Bakınız bunu iki gün önce AKP’nin Kahramanmaraş Milletvekili çok açıkça
ifade etmiştir. Sözlerini okuyorum ve bu çerçevede düşünmenizi
istiyorum: Bu, ağızdan kaçmış bir söz değildir. Kapalı bir oturumda,
samimiyetle anlayışını değerlendirmesini iyi niyetle, dürüstlükle bir
AKP milletvekilinin ifade etmesidir. Diyor ki: “Arkadaşlar, sakın ha
oylarımızı azaltmayın. Eğer biz, birazcık tökezlersek bu Ergenekoncular
falan bu defa çok kötü intikam alır. Biraz oyumuz gerilerse bu
Ergenekoncular falan çok kötü intikam alır.” Yani burada intikam alma
hakkını veriyor. Yani bizim bu yaptıklarımızın bir cevabı olmalıdır,
unutmayın, bir cevabı hak ediyoruz ve bu cevabı birisi verir. Bir
bilgiyle söylemiyor, böyle bir durum almış değil. Birisi çıkıp da
bunların hesabını sizden soracağız demiş değil, kendi kendine, bunun
hesabını bizden sorarlar, çünkü sorulması gereken bir hesap var demek
istiyor. (Alkışlar) Ve ekliyor, diyor ki “Bu memlekette kimin kızının
başının örtülü olduğu hepsini fişlemişler. Kimin çocuğu imam hatibe
gidiyor hepsini fişlemişler. Kim muhafazakâr, kim namazında, kim oruç
tutuyor hepsini fişlemişler.” Vallahi, kim yapmış bu işi? Bizim
aramızda namazında niyazında, orucunu tutan muhafazakâr milyonlarca
insan var, milyonlarca. (Alkışlar) Kimin haddine bunu fişlemek.
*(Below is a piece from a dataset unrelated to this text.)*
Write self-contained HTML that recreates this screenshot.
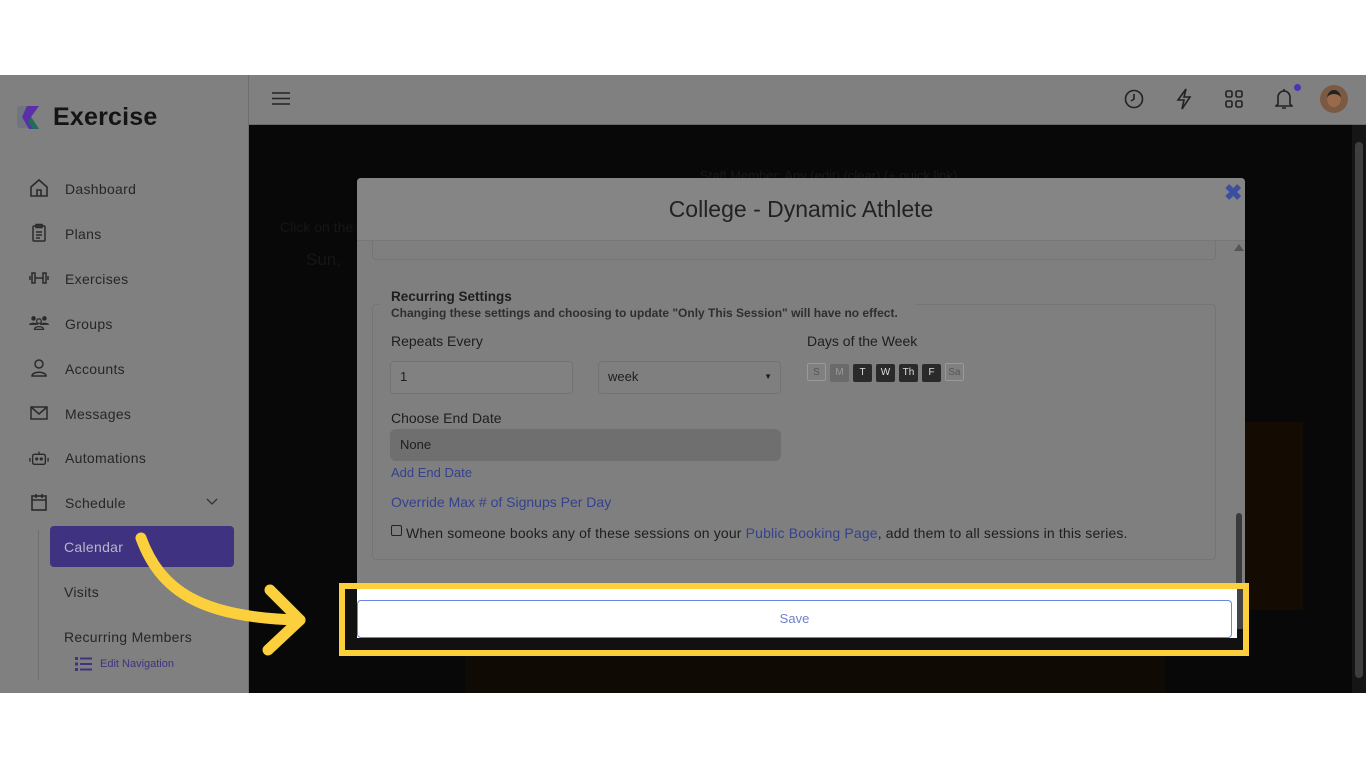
<!DOCTYPE html>
<html><head><meta charset="utf-8"><style>
*{box-sizing:border-box;margin:0;padding:0}
body{width:1366px;height:768px;background:#fff;position:relative;overflow:hidden;font-family:"Liberation Sans",sans-serif}
.abs{position:absolute}
#side{left:0;top:75px;width:249px;height:618px;background:#808080;border-right:1px solid #6e6e6e}
#top{left:249px;top:75px;width:1117px;height:50px;background:#808080;border-bottom:1px solid #6a6a6a}
#dark{left:249px;top:125px;width:1117px;height:568px;background:#080808}
.nav{position:absolute;left:65px;font-size:14px;color:#262626;letter-spacing:.3px}
.ic{position:absolute;left:29px;width:20px;height:20px}
#modal{left:357px;top:178px;width:888px;height:472px;background:#7f7f7f;border-radius:4px 4px 0 0}
#mh{left:357px;top:178px;width:888px;height:63px;background:#858585;border-bottom:1px solid #777;border-radius:4px 4px 0 0;text-align:center;font-size:23px;color:#222;line-height:62px}
.t{position:absolute;color:#1e1e1e;font-size:14px}
.lnk{color:#34418e}
.inp{position:absolute;border:1px solid #737373;border-radius:4px;background:#818181;font-size:13px;color:#1e1e1e;padding-left:9px;line-height:30px}
.day{display:inline-block;width:19px;height:18px;border-radius:2px;font-size:10px;text-align:center;line-height:18px;margin-right:4px;color:#ddd;background:#2a2a2a}
</style></head><body>
<div id="side" class="abs"></div>
<div id="top" class="abs"></div>
<div id="dark" class="abs"></div>

<svg class="abs" style="left:17px;top:104px" width="27" height="28" viewBox="0 0 27 28"><rect x="0" y="2" width="14" height="22" rx="3" fill="#6f7680"/><path d="M10 2h12l-8 11 8 12H12l-7-12z" fill="#5a2fa8"/><path d="M14 13l8 12h-6l-5-7z" fill="#1d6f5a"/></svg>
<div class="abs" style="left:53px;top:103px;font-size:25px;color:#141414;font-weight:bold;letter-spacing:.2px">Exercise</div>

<svg class="ic" style="top:178px" viewBox="0 0 20 20" fill="none" stroke="#2a2a2a" stroke-width="1.6"><path d="M2 9l8-7 8 7v9H2z"/><path d="M8 18v-6h4v6"/></svg>
<div class="nav" style="top:181px">Dashboard</div>
<svg class="ic" style="top:223px" viewBox="0 0 20 20" fill="none" stroke="#2a2a2a" stroke-width="1.5"><rect x="4" y="3" width="12" height="15" rx="1"/><rect x="7" y="1.5" width="6" height="3"/><path d="M7 9h6M7 12h6M7 15h4"/></svg>
<div class="nav" style="top:226px">Plans</div>
<svg class="ic" style="top:268px" viewBox="0 0 20 20" fill="none" stroke="#2a2a2a" stroke-width="1.5"><rect x="3" y="5" width="3" height="10"/><rect x="14" y="5" width="3" height="10"/><path d="M6 10h8M1 8v4M19 8v4"/></svg>
<div class="nav" style="top:271px">Exercises</div>
<svg class="ic" style="top:313px" viewBox="0 0 22 20" fill="#2a2a2a"><circle cx="5" cy="5" r="2.5"/><circle cx="17" cy="5" r="2.5"/><circle cx="11" cy="8" r="2.6" fill="none" stroke="#2a2a2a" stroke-width="1.4"/><path d="M0 12c0-3 10-3 10 0z"/><path d="M12 12c0-3 10-3 10 0z"/><path d="M6 17c0-4 10-4 10 0z" fill="none" stroke="#2a2a2a" stroke-width="1.4"/></svg>
<div class="nav" style="top:316px">Groups</div>
<svg class="ic" style="top:358px" viewBox="0 0 20 20" fill="none" stroke="#2a2a2a" stroke-width="1.5"><circle cx="10" cy="6" r="4"/><path d="M3 18c0-5 14-5 14 0z"/></svg>
<div class="nav" style="top:361px">Accounts</div>
<svg class="ic" style="top:403px" viewBox="0 0 20 20" fill="none" stroke="#2a2a2a" stroke-width="1.5"><rect x="2" y="4" width="16" height="12"/><path d="M2 4l8 7 8-7"/></svg>
<div class="nav" style="top:406px">Messages</div>
<svg class="ic" style="top:448px" viewBox="0 0 22 20" fill="none" stroke="#2a2a2a" stroke-width="1.5"><rect x="4" y="6" width="14" height="11" rx="2"/><path d="M11 6V3M1 10v4M21 10v4"/><circle cx="8.5" cy="11" r="1" fill="#2a2a2a"/><circle cx="13.5" cy="11" r="1" fill="#2a2a2a"/></svg>
<div class="nav" style="top:450px">Automations</div>
<svg class="ic" style="top:492px" viewBox="0 0 20 20" fill="none" stroke="#2a2a2a" stroke-width="1.6"><rect x="3" y="4" width="14" height="14"/><path d="M3 8h14M7 2v4M13 2v4"/></svg>
<div class="nav" style="top:495px">Schedule</div>
<svg class="abs" style="left:206px;top:498px" width="12" height="8" viewBox="0 0 12 8" fill="none" stroke="#333" stroke-width="1.3"><path d="M1 1l5 5 5-5"/></svg>
<div class="abs" style="left:38px;top:530px;width:1px;height:150px;background:#6f6f6f"></div>
<div class="abs" style="left:50px;top:526px;width:184px;height:41px;background:#3f3280;border-radius:4px"></div>
<div class="nav" style="top:539px;left:64px;color:#b8b8c8">Calendar</div>
<div class="nav" style="top:584px;left:64px">Visits</div>
<div class="nav" style="top:629px;left:64px">Recurring Members</div>
<svg class="abs" style="left:75px;top:657px" width="17" height="14" viewBox="0 0 17 14" fill="#3f3280"><rect x="0" y="0" width="3" height="3"/><rect x="0" y="5.5" width="3" height="3"/><rect x="0" y="11" width="3" height="3"/><rect x="5" y="0.5" width="12" height="2"/><rect x="5" y="6" width="12" height="2"/><rect x="5" y="11.5" width="12" height="2"/></svg>
<div class="abs" style="left:100px;top:658px;font-size:11px;color:#3f3280">Edit Navigation</div>

<svg class="abs" style="left:272px;top:91px" width="18" height="15" viewBox="0 0 18 15" stroke="#222" stroke-width="1.6"><path d="M0 2h18M0 7.5h18M0 13h18"/></svg>
<svg class="abs" style="left:1124px;top:89px" width="20" height="20" viewBox="0 0 20 20" fill="none" stroke="#222" stroke-width="1.6"><circle cx="10" cy="10" r="8.5"/><path d="M10 5v5l-3 2"/></svg>
<svg class="abs" style="left:1176px;top:88px" width="16" height="22" viewBox="0 0 16 22" fill="none" stroke="#222" stroke-width="1.6"><path d="M10 1L2 12h6l-2 9 8-12H8z"/></svg>
<svg class="abs" style="left:1225px;top:90px" width="18" height="18" viewBox="0 0 18 18" fill="none" stroke="#222" stroke-width="1.6"><rect x="1" y="1" width="6" height="6" rx="1.5"/><rect x="11" y="1" width="6" height="6" rx="1.5"/><rect x="1" y="11" width="6" height="6" rx="1.5"/><rect x="11" y="11" width="6" height="6" rx="1.5"/></svg>
<svg class="abs" style="left:1275px;top:88px" width="18" height="22" viewBox="0 0 18 22" fill="none" stroke="#222" stroke-width="1.6"><path d="M3 16V9a6 6 0 0112 0v7l2 2H1z"/><path d="M7 20h4M9 1v2"/></svg>
<div class="abs" style="left:1294px;top:84px;width:7px;height:7px;border-radius:50%;background:#4a34b0"></div>
<div class="abs" style="left:1320px;top:85px;width:28px;height:28px;border-radius:50%;background:#7b5a44;overflow:hidden"><div style="margin:5px 7px;width:14px;height:17px;border-radius:50%;background:#9a6a4c;border-top:4px solid #222"></div></div>

<div class="abs" style="left:280px;top:219px;font-size:14px;color:#161616">Click on the</div>
<div class="abs" style="left:306px;top:250px;font-size:17px;color:#161616">Sun,</div>
<div class="abs" style="left:700px;top:168px;font-size:13px;color:#181818">Staff Member: Any (edit) (clear) (+ quick link)</div>
<div class="abs" style="left:465px;top:655px;width:700px;height:38px;background:#0f0a04"></div>
<div class="abs" style="left:1245px;top:422px;width:58px;height:188px;background:#140b02"></div>
<div class="abs" style="left:1352px;top:125px;width:14px;height:568px;background:#151515"></div>
<div class="abs" style="left:1355px;top:142px;width:8px;height:536px;background:#3e3e3e;border-radius:4px"></div>

<div id="modal" class="abs"></div>
<div id="mh" class="abs">College - Dynamic Athlete</div>
<div class="abs" style="left:1224px;top:180px;font-size:22px;color:#3b4fa0;font-weight:bold">✖</div>
<div class="abs" style="left:372px;top:241px;width:844px;height:19px;border:1px solid #757575;border-top:none;border-radius:0 0 4px 4px"></div>
<div class="abs" style="left:1234px;top:244px;width:0;height:0;border-left:5px solid transparent;border-right:5px solid transparent;border-bottom:7px solid #555"></div>
<div class="abs" style="left:1236px;top:513px;width:6px;height:110px;background:#3a3a3a;border-radius:3px"></div>
<div class="abs" style="left:372px;top:304px;width:844px;height:256px;border:1px solid #757575;border-radius:4px"></div>
<div class="abs" style="left:380px;top:300px;width:535px;height:12px;background:#7f7f7f"></div>
<div class="t" style="left:391px;top:289px;font-weight:bold;font-size:13.5px">Recurring Settings</div>
<div class="t" style="left:391px;top:306px;font-size:12px;font-weight:bold;color:#2f2f2f">Changing these settings and choosing to update "Only This Session" will have no effect.</div>
<div class="t" style="left:391px;top:333px">Repeats Every</div>
<div class="inp" style="left:390px;top:361px;width:183px;height:33px">1</div>
<div class="inp" style="left:598px;top:361px;width:183px;height:33px;background:#7f7f7f">week<span style="position:absolute;right:8px;font-size:8px">▼</span></div>
<div class="t" style="left:807px;top:333px">Days of the Week</div>
<div class="abs" style="left:807px;top:362px;white-space:nowrap"><span class="day" style="background:#808080;border:1px solid #999;color:#555">S</span><span class="day" style="background:#6a6a6a;color:#999">M</span><span class="day">T</span><span class="day">W</span><span class="day">Th</span><span class="day">F</span><span class="day" style="background:#808080;border:1px solid #999;color:#555">Sa</span></div>
<div class="t" style="left:391px;top:410px">Choose End Date</div>
<div class="inp" style="left:390px;top:429px;width:391px;height:32px;background:#6f6f6f;border-color:#6f6f6f;border-radius:6px">None</div>
<div class="t lnk" style="left:391px;top:465px;font-size:13px">Add End Date</div>
<div class="t lnk" style="left:391px;top:494px">Override Max # of Signups Per Day</div>
<div class="abs" style="left:391px;top:525px;width:11px;height:11px;border:1px solid #222;border-radius:2px"></div>
<div class="t" style="left:406px;top:525px;letter-spacing:.15px">When someone books any of these sessions on your <span class="lnk">Public Booking Page</span>, add them to all sessions in this series.</div>

<div class="abs" style="left:339px;top:583px;width:910px;height:73px;border:6px solid #fcd03c"></div>
<div class="abs" style="left:345px;top:589px;width:898px;height:61px;background:#111"></div>
<div class="abs" style="left:357px;top:589px;width:880px;height:49px;background:#fff"></div>
<div class="abs" style="left:357px;top:600px;width:875px;height:38px;border:1px solid #6b86e0;border-radius:4px;background:#fff;text-align:center;line-height:36px;font-size:13px;color:#6f80c8">Save</div>
<div class="abs" style="left:1237px;top:589px;width:6px;height:40px;background:#444"></div>

<svg class="abs" style="left:130px;top:530px" width="190" height="130" viewBox="0 0 190 130" fill="none" stroke="#fcd03c" stroke-width="11" stroke-linecap="round" stroke-linejoin="round"><path d="M11 8C30 60 70 88 170 90"/><path d="M140 60l30 30-32 30"/></svg>
</body></html>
Vatandaş nasıl istiyorsa öyle yaşar. Herkesin inancına, dinine,
giyimine kuşamına herkes saygılı olmak zorundadır. İster başını örter,
ister başını açar. Bizim partililerimiz arasında, bize destek olanlar
arasında milyonlarca başı örtülü insan var, bak, aramızda başı örtülü
kardeşlerimiz var. (Alkışlar) Kim kimi fişliyor, ne biçim laf bu? Yani
kendilerine bir haklılık zemini bulmak için böylesine iftiralar ve
haksızlık yapmaktan geri kalmıyorlar. Korkutacak insanları. Ve diyor
ki, “Şimdi biz onları fişliyoruz. 40 sene onlar bize yaptı, inşallah
şimdi sıra bizde, yapmaya çalıştığımız bu arkadaşlar,” Olay bu, yani
bu, olayın çok açık, dürüst bir şekilde ifade edilmesidir. Ama burada
geçmişte bize yapıldığı dediği işler, hiçbir şekilde bugün kimsenin
içine sindirebileceği işler değildir. Hiç böyle bir ayırımı, böyle bir
uygulamayı kabul etmek mümkün değildir. O nedenle bugün yaşanan
olayları, sakın ha, kimse, hukuktu, demokrasinin işleyişiydi falan diye
izah etmeye kalkmasın. Bunun altında bir hesaplaşma duygusu var, bir
hesaplaşma kararı var, bir intikam alma hevesi var, arayışı var.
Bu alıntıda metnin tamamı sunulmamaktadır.